Turkey Shocks Markets With Rate Cut Despite Inflation Near 80%
NEW YORK (CNBC) - Turkey’s
central bank shocked markets Thursday with a cut to its benchmark policy rate, despite inflation in the country sitting near 80%.
The lira, Turkey’s currency, slid 0.9% against the dollar, trading at more than 18.1 to the greenback after the news — near a record low.
The country’s main policy rate, which had been at 14% for the last seven months, was cut to 13% in a complete mismatch to what other central banks are doing around the world.
“Another idiotic move,” commented Timothy Ash, a senior emerging markets strategist at BlueBay Asset Management.
“Insane with inflation at 80% and still rising the CBRT cuts rates, against expectations by 100bps to just 13%,” he wrote on Twitter, referring to Turkey’s central bank by its acronym.
“Ridiculous move. Obviously they have got cash in their pockets from Russia and the Gulf and think they can cut rates + hold the Lira.”

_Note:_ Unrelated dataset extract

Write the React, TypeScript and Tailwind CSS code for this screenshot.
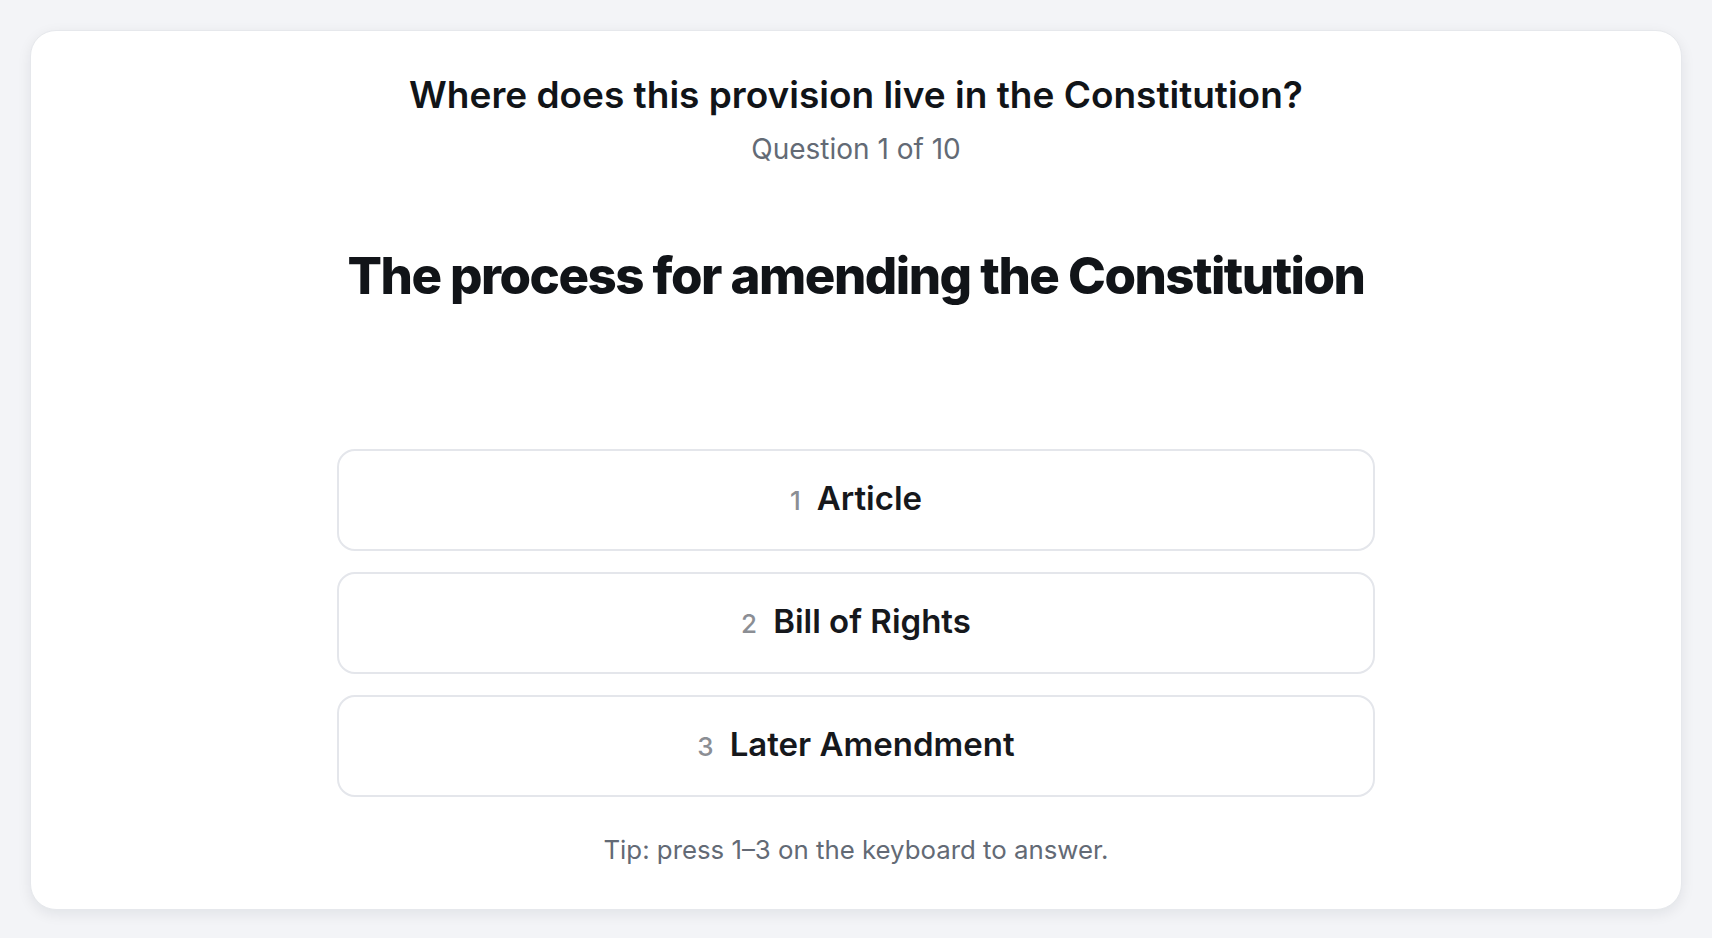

Turkey’s government has made a show of diplomatic overtures to several oil-rich Persian Gulf states, mending formerly strained ties to attract much-needed investment, and has remained enthusiastically open to Russian business and trade despite Western sanctions on Russia.
Analysts expected no rate change, so the move lower by the Turkish central bank has taken markets by surprise. The main BIST index snapped session gains to trade lower by 0.8% after the decision, though later turned positive, up 0.2% within the following hour, according to Reuters data.
The Turkish central bank’s statement Thursday said that the committee expects the “disinflation process to start” and that there are signals of a “loss of momentum in economic activity.”
Turkey’s inflation for the month of July rose by an eye-watering 79.6% year over year, its highest in 24 years, as the country grapples with soaring food and energy costs and President Recep Tayyip Erdogan’s long-running unorthodox strategy on monetary policy. This time five years ago the lira traded at 3.5 to the dollar; now it’s more than 18 to 1.
Surging consumer prices have hit the population of 84 million hard, and few have hopes for improvement anytime soon thanks to the Russia-Ukraine war, high energy and food prices, and a sharply weakened lira.
Turkey has enjoyed rapid growth in previous years, but Erdogan for the last few years refused to meaningfully tighten policy to cool the resulting inflation, describing interest rates as the “mother of all evil.”